Direction:
Do any lines in the data below contain "styles"? If so, copy every one of them.

Collected data:
[START]
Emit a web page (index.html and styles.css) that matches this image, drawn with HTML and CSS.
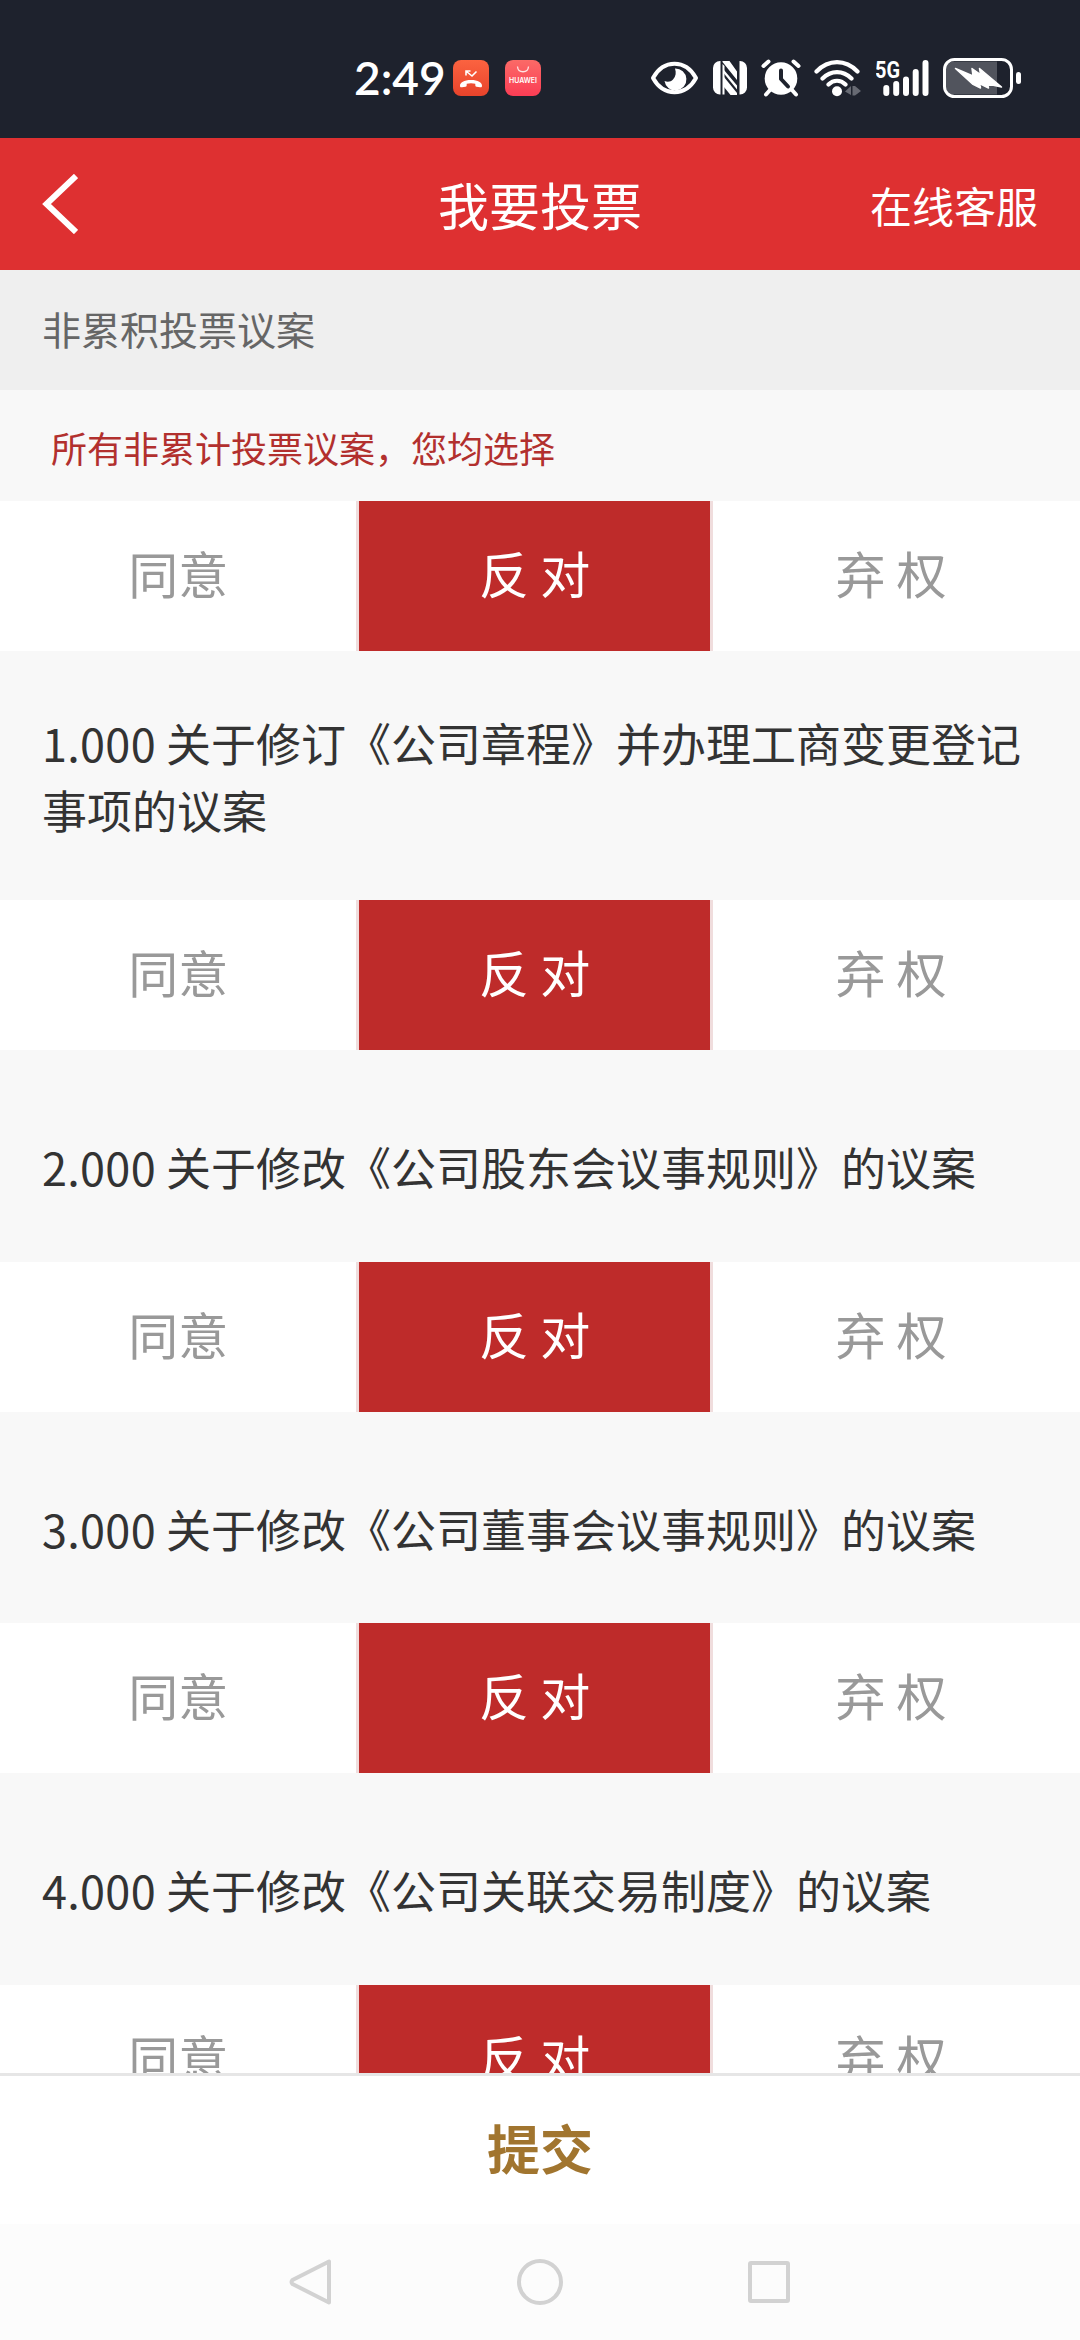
FILE: index.html
```
<!DOCTYPE html>
<html lang="zh-CN">
<head>
  <meta charset="UTF-8" />
  <meta name="viewport" content="width=device-width, initial-scale=1.0" />
  <title>我要投票</title>
  <link rel="stylesheet" href="styles.css">
</head>
<body>
  <div class="status-bar">
    <span class="time">2:49</span>
    <svg class="app-icon" width="36" height="36" viewBox="0 0 36 36">
      <defs>
        <linearGradient id="call" x1="0" y1="0" x2="0" y2="1"><stop offset="0" stop-color="#fb6340" /><stop offset="1" stop-color="#e8432b" /></linearGradient>
        <linearGradient id="store" x1="0" y1="0" x2="0" y2="1"><stop offset="0" stop-color="#fb6a67" /><stop offset="1" stop-color="#fb3d55" /></linearGradient>
      </defs>
      <rect width="36" height="36" rx="8" fill="url(#call)" />
      <path d="M13 15.500V11h4.500M13.500 11.500l5.500 4.500 4.500-4.500" fill="none" stroke="#fff" stroke-width="1.600" />
      <path d="M7 25.500c0-3 4-5.500 11-5.500s11 2.500 11 5.500c0 1.700-.6 2-2 1.800l-3.500-.5c-1-.2-1.200-.7-1.200-2v-1c-2.800-.8-5.800-.8-8.600 0v1c0 1.300-.2 1.800-1.200 2L9 27.300c-1.400.2-2-.1-2-1.800z" fill="#fff" />
    </svg>
    <svg class="app-icon store" width="36" height="36" viewBox="0 0 36 36">
      <rect width="36" height="36" rx="8" fill="url(#store)" />
      <path d="M12.500 6.500c.5 7 10.500 7 11 0" fill="none" stroke="#ffe3e3" stroke-width="1.300" />
      <text x="18" y="23" text-anchor="middle" textLength="28" lengthAdjust="spacingAndGlyphs" class="store-text">HUAWEI</text>
    </svg>
    <div class="status-icons">
      <svg width="49" height="40" viewBox="0 0 49 40">
        <path d="M3 20C8 11 15.500 5.800 24.500 5.800S41 11 46 20c-5 9-12.500 14.200-21.500 14.200S8 29 3 20z" fill="none" stroke="#fff" stroke-width="4" stroke-linejoin="round" />
        <path d="M25 10.500a11 11 0 1 1-10.500 12.500c3 1.300 6.500.8 8.500-1.500 3-3.300 3.300-7 2-11z" fill="#fff" />
      </svg>
      <svg class="nfc" width="34" height="40" viewBox="0 0 34 40">
        <path d="M7 3h.5v33.500H7a7 7 0 0 1-7-7V10a7 7 0 0 1 7-7zM9.500 3h7l7.500 10.500V22L9.500 4zM26.500 3H27a7 7 0 0 1 7 7v19.500a7 7 0 0 1-7 7h-.5z" fill="#fff" />
        <path d="M11 12l13 15.500v4L11 15.500zM11 19l13 16v2h-6.500L11 29z" fill="#fff" />
        <path d="M9.500 6v30.500h2V8z" fill="#fff" />
      </svg>
      <svg class="alarm" width="40" height="40" viewBox="0 0 40 40">
        <circle cx="20" cy="20.500" r="16.300" fill="#fff" />
        <path d="M2.500 8l5-4.500M37.500 8l-5-4.500M9 32l-4 4.500M31 32l4 4.500" stroke="#fff" stroke-width="4" stroke-linecap="round" />
        <path d="M20 12.500v8.500l7 7.500" fill="none" stroke="#1e222d" stroke-width="4" stroke-linecap="round" stroke-linejoin="round" />
      </svg>
      <svg class="wifi" width="48" height="40" viewBox="0 0 48 40">
        <path d="M2.500 13.500c12-12.500 29-12.500 41 0M8.500 20.500c8.500-8.500 20.500-8.500 29 0M14.500 26.500c5-5 12-5 17 0" fill="none" stroke="#fff" stroke-width="4.200" stroke-linecap="round" />
        <circle cx="23" cy="33.300" r="5" fill="#fff" />
        <path d="M31 33.500l6-5.500v9zM38.500 28h2.500l6 5-6 4.500h-2.500z" fill="#676a73" />
      </svg>
      <svg class="signal" width="54" height="40" viewBox="0 0 54 40">
        <text x="-1" y="19.500" textLength="25" lengthAdjust="spacingAndGlyphs" class="signal-text">5G</text>
        <path d="M10.300 30v5M20.200 26v9M30 21.500v13.500M39.700 14v21M49.500 5v30" stroke="#fff" stroke-width="6" stroke-linecap="round" />
      </svg>
      <svg class="battery" width="78" height="40" viewBox="0 0 78 40">
        <path d="M11 3.500h43v33H11a8 8 0 0 1-8-8v-17a8 8 0 0 1 8-8z" fill="#51545d" />
        <rect x="1.500" y="1.500" width="67" height="37" rx="10" fill="none" stroke="#fff" stroke-width="3" />
        <rect x="73" y="14" width="5" height="12" rx="2.500" fill="#fff" />
        <path d="M12.500 10.500l17.500 7.500-1-7.500 8.500 6-1-6L58.500 29l-14-3 1 4-9-4.500 1 4.500-8-4z" fill="#fff" stroke="#fff" stroke-width="1.500" stroke-linejoin="round" />
      </svg>
    </div>
  </div>

  <div class="header">
    <svg class="back" width="36" height="60" viewBox="0 0 36 60"><path d="M34 2L4.500 30 34 58" fill="none" stroke="#fff" stroke-width="6" /></svg>
    <h1>我要投票</h1>
    <a class="service">在线客服</a>
  </div>

  <div class="content">
    <div class="section-title">非累积投票议案</div>
    <div class="notice">所有非累计投票议案，您均选择</div>
    <div class="options">
      <div class="option">同意</div>
      <div class="option active">反 对</div>
      <div class="option">弃 权</div>
    </div>

    <div class="proposal two-lines"><p><span class="num">1.000</span> 关于修订《公司章程》并办理工商变更登记事项的议案</p></div>
    <div class="options">
      <div class="option">同意</div>
      <div class="option active">反 对</div>
      <div class="option">弃 权</div>
    </div>

    <div class="proposal"><p><span class="num">2.000</span> 关于修改《公司股东会议事规则》的议案</p></div>
    <div class="options">
      <div class="option">同意</div>
      <div class="option active">反 对</div>
      <div class="option">弃 权</div>
    </div>

    <div class="proposal"><p><span class="num">3.000</span> 关于修改《公司董事会议事规则》的议案</p></div>
    <div class="options">
      <div class="option">同意</div>
      <div class="option active">反 对</div>
      <div class="option">弃 权</div>
    </div>

    <div class="proposal"><p><span class="num">4.000</span> 关于修改《公司关联交易制度》的议案</p></div>
    <div class="options">
      <div class="option">同意</div>
      <div class="option active">反 对</div>
      <div class="option">弃 权</div>
    </div>
  </div>

  <div class="submit">提交</div>

  <div class="nav-bar">
    <svg width="46" height="50" viewBox="0 0 46 50"><path d="M41 4.500v41L4.500 27q-2-2 0-4z" fill="none" stroke="#d2d2d2" stroke-width="4" stroke-linejoin="round" /></svg>
    <svg width="46" height="46" viewBox="0 0 46 46"><circle cx="23" cy="23" r="21" fill="none" stroke="#d2d2d2" stroke-width="4" /></svg>
    <svg width="46" height="46" viewBox="0 0 46 46"><rect x="4" y="4" width="38" height="38" rx="1" fill="none" stroke="#d2d2d2" stroke-width="4" /></svg>
  </div>
</body>
</html>
```
FILE: styles.css
```
* {
  box-sizing: border-box;
}
body {
  margin: 0;
  height: 2340px;
  display: flex;
  flex-direction: column;
  overflow: hidden;
  background: #f8f8f8;
  font-family: "Noto Sans CJK SC", sans-serif;
}
h1, p {
  margin: 0;
  font-weight: normal;
}
svg {
  display: block;
  flex: none;
}

/* status bar */
.status-bar {
  height: 138px;
  flex: none;
  display: flex;
  align-items: center;
  padding: 18px 59px 0 354px;
  background: #1e222d;
  color: #fff;
}
.time {
  width: 99px;
  font-family: Lato, sans-serif;
  font-size: 46px;
  font-weight: 600;
  line-height: 40px;
  white-space: nowrap;
}
.store {
  margin-left: 16px;
}
.store-text {
  font-family: Inter, sans-serif;
  font-size: 7.5px;
  font-weight: 600;
  fill: #fff;
}
.status-icons {
  display: flex;
  margin-left: auto;
}
.nfc {
  margin-left: 14px;
}
.alarm {
  margin-left: 14px;
}
.wifi {
  margin-left: 13px;
}
.signal {
  margin-left: 14px;
}
.battery {
  margin-left: 13px;
}
.signal-text {
  font-family: Roboto, sans-serif;
  font-size: 23px;
  font-weight: 700;
  fill: #fff;
}

/* header */
.header {
  height: 132px;
  flex: none;
  display: grid;
  grid-template-columns: 1fr auto 1fr;
  align-items: center;
  padding: 0 42px;
  background: #de3031;
  color: #fff;
}
.header h1 {
  font-size: 51px;
  line-height: 132px;
}
.service {
  justify-self: end;
  font-size: 42px;
}

.content {
  flex: 1;
  min-height: 0;
  overflow: hidden;
}
.section-title {
  height: 120px;
  padding-left: 42px;
  background: #efefef;
  color: #666;
  font-size: 39px;
  line-height: 116px;
}
.notice {
  height: 111px;
  padding-left: 51px;
  color: #b2302e;
  font-size: 36px;
  line-height: 115px;
}

/* vote buttons */
.options {
  display: flex;
  height: 150px;
  background: #fff;
}
.option {
  width: 33%;
  color: #999;
  font-size: 50px;
  line-height: 142px;
  text-align: center;
}
.option.active {
  border: solid #f0dddd;
  border-width: 0 3px;
  background: #be2b2a;
  color: #fff;
}

.proposal {
  display: flex;
  align-items: center;
  height: 211.5px;
  padding: 22px 42px 0;
  color: #333;
  font-size: 45px;
  line-height: 67px;
}
.proposal.two-lines {
  height: 249px;
  padding-top: 0;
}
.num {
  letter-spacing: 0.3px;
}

.submit {
  height: 151px;
  flex: none;
  border-top: 3px solid #e6e6e6;
  background: #fff;
  color: #a1752f;
  font-size: 53px;
  font-weight: 700;
  line-height: 142px;
  text-align: center;
}
.nav-bar {
  height: 116px;
  flex: none;
  display: flex;
  justify-content: center;
  align-items: center;
  gap: 183px;
  background: #fcfcfc;
}
```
[END]
The response:
Emit a web page (index.html and styles.css) that matches this image, drawn with HTML and CSS.
  <link rel="stylesheet" href="styles.css">
FILE: styles.css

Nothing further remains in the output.